Even if someone in her novels does try to stay faithful, it’s very unlikely that their partner is doing the same. In Cooper’s saucily pragmatic universe, the happiest union might well be the one with a little room for indiscretion on both sides; the most convincing forms of monogamy often occur between people who are married to other people. This might not be a model that many of us would like our own spouse to follow, but it is undeniably quite sexy. Some might even argue that “being quite sexy” is the whole purpose of romantic fiction — or at least, a more important part of its purpose than training female audiences to fit their pleasures to their morals.

This version of Rivals has also arrived almost exactly as the trend for “bad vibes TV” (as the critic Sophie Gilbert has called it) has reached exhaustion point. “Lately,” she wrote, “TV has felt to me like one long bad trip, a season of moody episodic rhapsodies that eschew the conventional architecture of narrative for something more subliminal, and more disturbing.” Shows such as The Bear and The Lady in the Lake have become fixated on inflicting their characters’ trauma on the audience, at the expense of storytelling and entertainment. One thing you can be very sure of with Cooper is that you won’t be encountering a brutalising dream sequence or an experimental rendering of grief psychosis. In Rutshire, people pull their socks up when bad things happen.

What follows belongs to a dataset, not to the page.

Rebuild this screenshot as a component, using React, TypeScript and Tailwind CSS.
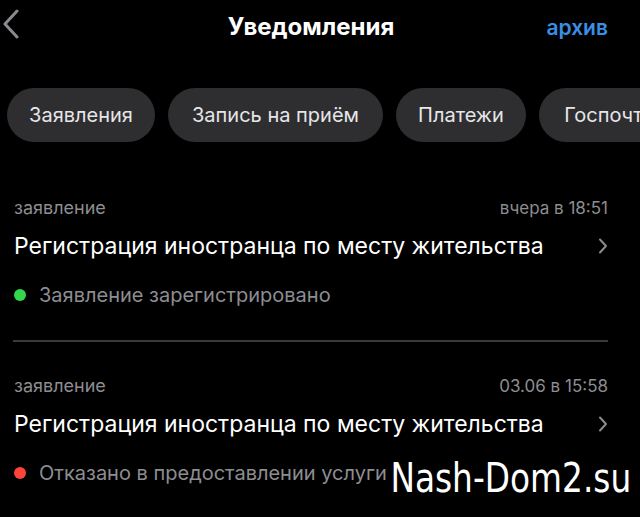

Perhaps Rupert Campbell-Black isn’t a hero out of time: he’s a hero just in time. The Eighties he belongs to might never have really existed but the fantasy he represents still does. As the number of shapely male bums on show demonstrates, Rivals is absolutely designed for the female gaze, and the female gaze (it’s fair to say) is tired of being hectored. The female gaze would like to be free to want bad things, and not be told that there’s a terrible price to pay for getting them. The female gaze is ready to have fun again.